The vast, cavernous warehouses that dot the outskirts of most U.K. cities and towns do not often make front page news. But in the last few months, evermore frequent reports in the U.K. media have told of how these buildings are facilitating the stockpiling of food, goods and medicines to minimize any disruption to supply chains that may come from a no-deal Brexit.
Such reports have spiked in recent weeks as the deal agreed between Prime Minister Theresa May's government and the EU has struggled to win support in the U.K. Parliament, making the prospect of a no-deal exit more real. A U.K. departure without a deal on the country's future political, economic and trading relationship with the EU is widely expected to cause major disruption to supply chains as customs checks on goods passing between the two jurisdictions, which are not currently required, would come into force.

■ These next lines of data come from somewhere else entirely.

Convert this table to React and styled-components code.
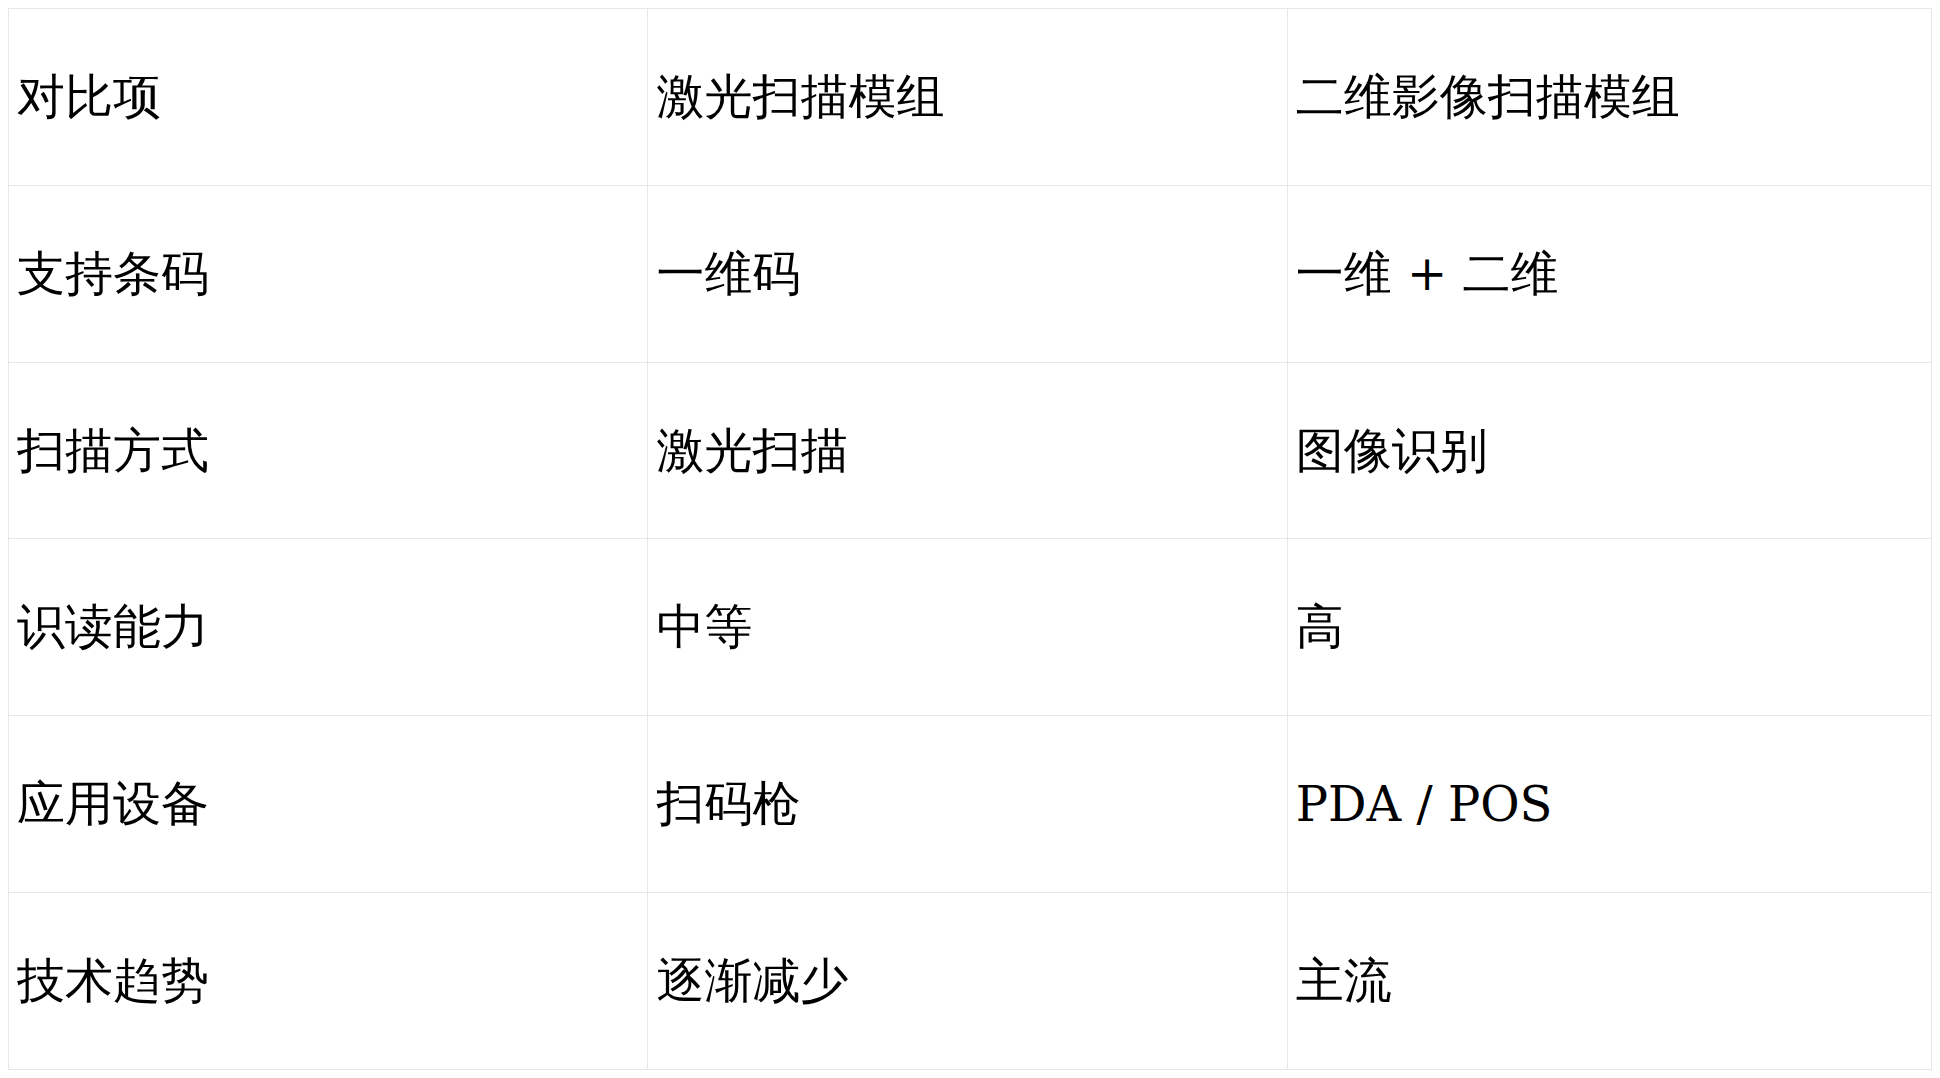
import React from 'react';
import styled, { createGlobalStyle } from 'styled-components';

const rows = [
	['对比项', '激光扫描模组', '二维影像扫描模组'],
	['支持条码', '一维码', '一维 + 二维'],
	['扫描方式', '激光扫描', '图像识别'],
	['识读能力', '中等', '高'],
	['应用设备', '扫码枪', 'PDA / POS'],
	['技术趋势', '逐渐减少', '主流'],
];

function App() {
	return (
		<>
			<GlobalStyle />
			<Table>
				<colgroup>
					<Col $width="33.25%" />
					<Col $width="33.25%" />
					<Col />
				</colgroup>
				<tbody>
					{rows.map((row) => (
						<Row key={row[0]}>
							{row.map((cell, i) => (
								<Cell key={i}>{cell}</Cell>
							))}
						</Row>
					))}
				</tbody>
			</Table>
		</>
	);
}

export default App;

const GlobalStyle = createGlobalStyle`
	body {
		margin: 8px;
		background: #fff;
		font-family: "DejaVu Serif", "Droid Sans Fallback", "WenQuanYi Zen Hei", "Noto Sans CJK SC", serif;
	}
`;

const Table = styled.table`
	width: 100%;
	height: calc(100vh - 16px);
	border-collapse: collapse;
	table-layout: fixed;
	border: 1px solid #e5e7eb;
`;

const Col = styled.col`
	width: ${(p) => p.$width || 'auto'};
`;

const Row = styled.tr`
	height: calc(100% / 6);
`;

const Cell = styled.td`
	border: 1px solid #e5e7eb;
	padding: 8px;
	font-size: 48px;
	color: #000;
	vertical-align: middle;
	text-align: left;
`;
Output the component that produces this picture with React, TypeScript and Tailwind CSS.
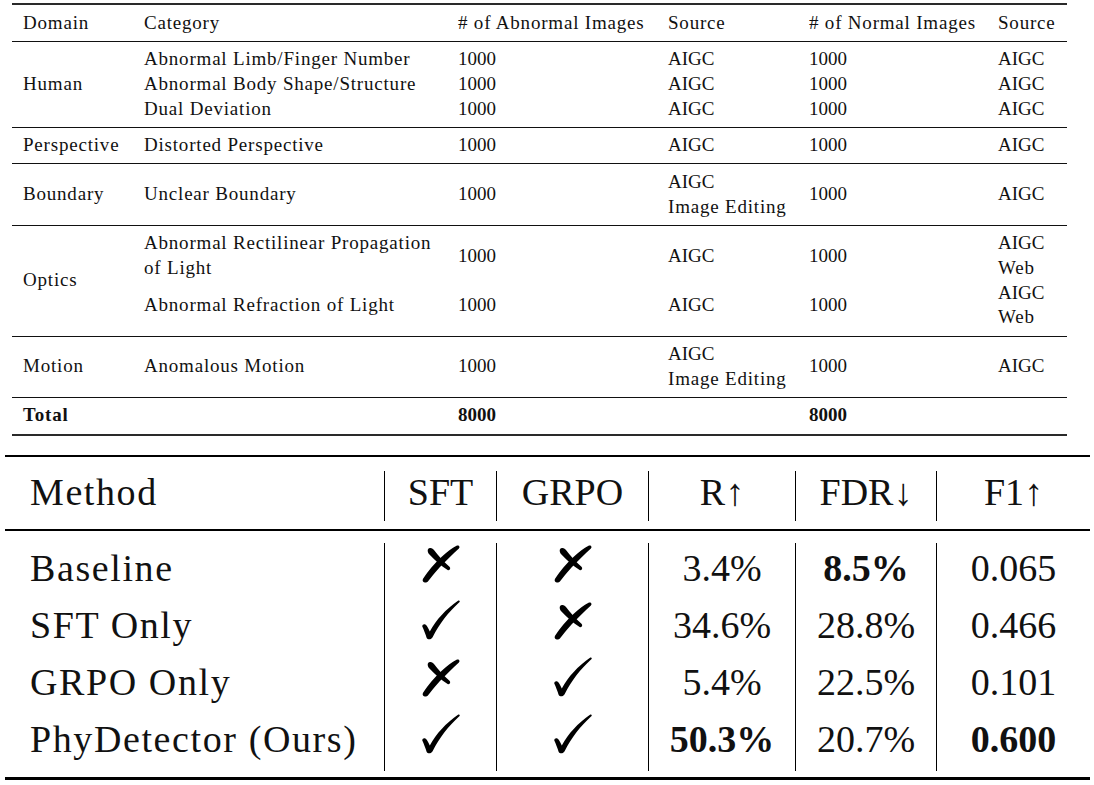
import React from "react";

type Cell = string[];
type SubRow = Cell[];
type Group = { domain: string; bold?: boolean; rows: SubRow[] };

const groups: Group[] = [
  {
    domain: "Human",
    rows: [
      [["Abnormal Limb/Finger Number"], ["1000"], ["AIGC"], ["1000"], ["AIGC"]],
      [["Abnormal Body Shape/Structure"], ["1000"], ["AIGC"], ["1000"], ["AIGC"]],
      [["Dual Deviation"], ["1000"], ["AIGC"], ["1000"], ["AIGC"]],
    ],
  },
  {
    domain: "Perspective",
    rows: [[["Distorted Perspective"], ["1000"], ["AIGC"], ["1000"], ["AIGC"]]],
  },
  {
    domain: "Boundary",
    rows: [[["Unclear Boundary"], ["1000"], ["AIGC", "Image Editing"], ["1000"], ["AIGC"]]],
  },
  {
    domain: "Optics",
    rows: [
      [["Abnormal Rectilinear Propagation", "of Light"], ["1000"], ["AIGC"], ["1000"], ["AIGC", "Web"]],
      [["Abnormal Refraction of Light"], ["1000"], ["AIGC"], ["1000"], ["AIGC", "Web"]],
    ],
  },
  {
    domain: "Motion",
    rows: [[["Anomalous Motion"], ["1000"], ["AIGC", "Image Editing"], ["1000"], ["AIGC"]]],
  },
  {
    domain: "Total",
    bold: true,
    rows: [[[""], ["8000"], [""], ["8000"], [""]]],
  },
];

const spans: Record<number, string> = { 1: "row-span-1", 2: "row-span-2", 3: "row-span-3" };

// lowercase text in the original face runs wider than Liberation Serif
const track = (t: string) => (/[a-z]/.test(t) ? "tracking-[0.8px]" : "");

const topCols = "grid grid-cols-[121px_314px_210px_141px_189px_80px]";

function DatasetTable() {
  const head = ["Domain", "Category", "# of Abnormal Images", "Source", "# of Normal Images", "Source"];
  return (
    <div className="mx-[12px] w-[1055px] border-t-2 border-b-2 border-[#2a2a2a] text-[19px] leading-[24.7px] text-[#111]">
      <div className={`${topCols} py-[5.5px]`}>
        {head.map((h, i) => (
          <div key={i} className={`pl-[11px] whitespace-nowrap ${track(h)}`}>
            {h}
          </div>
        ))}
      </div>
      {groups.map((g) => (
        <div key={g.domain} className={`${topCols} border-t border-[#111] py-[5.5px] ${g.bold ? "font-bold" : ""}`}>
          <div className={`${spans[g.rows.length]} flex items-center pl-[11px] ${track(g.domain)}`}>{g.domain}</div>
          {g.rows.map((row, r) =>
            row.map((cell, c) => (
              <div key={`${r}-${c}`} className="flex flex-col justify-center pl-[11px] whitespace-nowrap">
                {cell.map((line, k) => (
                  <div key={k} className={`h-[24.7px] ${track(line)}`}>
                    {line}
                  </div>
                ))}
              </div>
            ))
          )}
        </div>
      ))}
    </div>
  );
}

// pifont-style ballot X: long brush stroke up to the right, short one from the top left
function Cross() {
  return (
    <svg width="38" height="38" viewBox="0 0 38 38" className="inline-block align-[-2px]">
      <path
        d="M3 37.5C0.8 37.5 0 35.5 1.2 33.6C6 26 12 19 20 11.5C25 7 30 3 34.5 0.8C36.8 -0.2 38.4 1.6 36.9 3.4C31 9 24 15.5 17.5 22.5C12.5 28 9 32.5 6.3 36C5.5 37 4.4 37.5 3 37.5Z"
        fill="#000"
      />
      <path
        d="M7.2 3.2C9.4 2.6 11 3.6 12.4 5.6C16 10.5 21 16 27.5 21.8C28.8 23 28.2 25.6 26 25.2C19 21 12.5 15 7.2 9.2C5.2 7 5.2 3.8 7.2 3.2Z"
        fill="#000"
      />
    </svg>
  );
}

function Check() {
  return (
    <svg width="38" height="40" viewBox="0 0 38 40" className="inline-block align-[-2px]">
      <path
        d="M0.3 26.5C0 24.8 1.8 23.6 3.4 24.4C5 25.3 6.4 28.4 7.8 31.6C14 20 24 9 36 0.8C37.3 0 38.4 1.2 37.3 2.3C26 12.5 17.5 24 10.6 37.3C9.5 39.6 5.7 40.2 4.6 37.8C3.4 33.8 1.8 29.8 0.3 26.5Z"
        fill="#000"
      />
    </svg>
  );
}

type Key = "sft" | "grpo" | "r" | "fdr" | "f1";

const methods: { name: string; sft: boolean; grpo: boolean; r: string; fdr: string; f1: string; bold: Key[] }[] = [
  { name: "Baseline", sft: false, grpo: false, r: "3.4%", fdr: "8.5%", f1: "0.065", bold: ["fdr"] },
  { name: "SFT Only", sft: true, grpo: false, r: "34.6%", fdr: "28.8%", f1: "0.466", bold: [] },
  { name: "GRPO Only", sft: false, grpo: true, r: "5.4%", fdr: "22.5%", f1: "0.101", bold: [] },
  { name: "PhyDetector (Ours)", sft: true, grpo: true, r: "50.3%", fdr: "20.7%", f1: "0.600", bold: ["r", "f1"] },
];

const botCols = "grid grid-cols-[379px_112px_152px_147px_141px_154px]";

function AblationTable() {
  const heads = ["SFT", "GRPO", "R↑", "FDR↓", "F1↑"];
  const keys: Key[] = ["sft", "grpo", "r", "fdr", "f1"];
  return (
    <div className="mx-[5px] mt-[19px] w-[1085px] border-t-2 border-b-[3px] border-black text-[38px] text-[#111]">
      <div className={`${botCols} pt-[14px] pb-[8px]`}>
        <div className="h-[50px] pl-[25px] leading-[42px] tracking-[1.6px]">Method</div>
        {heads.map((h) => (
          <div key={h} className="h-[50px] border-l border-black text-center leading-[42px]">
            {h}
          </div>
        ))}
      </div>
      <div className={`${botCols} border-t-2 border-black pt-[12px] pb-[6px]`}>
        <div className="pl-[25px]">
          {methods.map((m) => (
            <div key={m.name} className="h-[57px] whitespace-nowrap leading-[50px] tracking-[1.6px]">
              {m.name}
            </div>
          ))}
        </div>
        {keys.map((key) => (
          <div key={key} className="border-l border-black text-center">
            {methods.map((m) => {
              const v = m[key];
              return (
                <div key={m.name} className={`h-[57px] leading-[50px] ${m.bold.includes(key) ? "font-bold" : ""}`}>
                  {typeof v === "boolean" ? v ? <Check /> : <Cross /> : v}
                </div>
              );
            })}
          </div>
        ))}
      </div>
    </div>
  );
}

export default function App() {
  return (
    <div className="h-[785px] w-[1094px] bg-white pt-[3px] font-['Liberation_Serif',serif]">
      <DatasetTable />
      <AblationTable />
    </div>
  );
}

Given the stockpiling buzz in the media, a further boost to the already booming U.K. industrial and logistics property sector might seem like a safe bet. However, industry watchers and participants tell a different story.
"My sense is that [any stockpiling as a result of Brexit] is not that significant at the moment," Jon Sleeman, lead director logistics and industrial research for Europe, Middle East and Africa at real estate services firm JLL, said in an interview. "It's not moving any needles. In all the articles I've read about stockpiling, I haven't seen any companies named that are taking a new warehouse because of [Brexit]. That's a thing that would have a marked impact."
The U.K. government has told supermarket chains to fill warehouses around the country with as much stock as possible in case of a no-deal Brexit, according to a Dec. 7 Bloomberg report citing government and industry officials. Among the businesses stockpiling are aeronautics firms such as Airbus SE, car manufacturer Aston Martin Lagonda Global Holdings PLC and food group Nestlé SA.
"People are talking about all this stockpiling and that there's going to be a massive uptake of warehouse space. I'm just not seeing that; I'm not hearing that, really," said Len Rosso, head of industrial and logistics at real estate services firm Colliers International.
There are a number of possible explanations for the disparity between widespread talk of mass stockpiling and the reality on the ground, said Sleeman. Government departments and companies that are stockpiling could be taking space in smaller buildings that fall under the radar of most analysts, who tend to focus on activity involving large assets, he said. However, Sleeman said he had seen no evidence of this in that particular market.
Another possibility is that stockpilers are simply using their existing space more efficiently. Some media reports also point to stockpilers using online services that connect businesses in need of extra space with suppliers who can provide it. Third-party logistics firms, such as DHL Exel Supply Chain (Norway) AS, which rent millions of square feet of space in the U.K., might also be helping meet stockpilers' demands, Sleeman said. DHL declined to comment.
Andrew Bird, managing director, of U.K.-based Warehouse REIT PLC, said he had heard from a number of industry peers about logistics storage contractors looking for a two-year lease on a 100,000-square-foot building in the northwest of England in which they planned to store pharmaceuticals on behalf of the government. Such stories were not common, and Warehouse REIT has not received any stockpiling inquiries itself, Bird added. "There are deals, but I don't think it's of any substantial scale that's going to have a material impact on the occupational market," he said.
Those looking for extra space for stockpiling are doing so at a particularly unfavorable time for tenants. The U.K. industrial and logistics property market has boomed in recent years as the country's love affair with e-commerce has blossomed, feeding demand for space from companies such as Amazon.com Inc. Rents have rocketed by as much as 60% to 70% in some areas over the last five years, said Colliers' Rosso. The kind of short-term flexibility that those wishing to stockpile will be looking for is difficult to find, as landlords are in a strong position to dictate terms, he added.
"Occupiers have always wanted flexibility, but it's just generally not out there because, on the other side of the coin, landlords want to get the most out of their assets," said Rosso. "By securing the longest lease possible, they will [increase] their asset value."
Any surge in demand from stockpilers as the March 29 EU exit date approaches could therefore benefit secondary assets that are more open to flexible and shorter lease terms, said Warehouse REIT's Bird, whose company operates in the secondary market where it charges a premium to tenants looking for shorter leases. "These [companies] who are looking for a two-year lease term, they won't be going for prime assets," he said.
The U.K. industrial and logistics market should be able to accommodate any such increase in demand from stockpilers in the lead-up to the country's exit from the EU, said Sleeman. A recent splurge of speculative development has pushed the vacancy rate up to 8% from 5%, with tenants vacating secondary assets to relocate to newer buildings, he said. "At the moment, there's enough warehousing to go round in that scenario."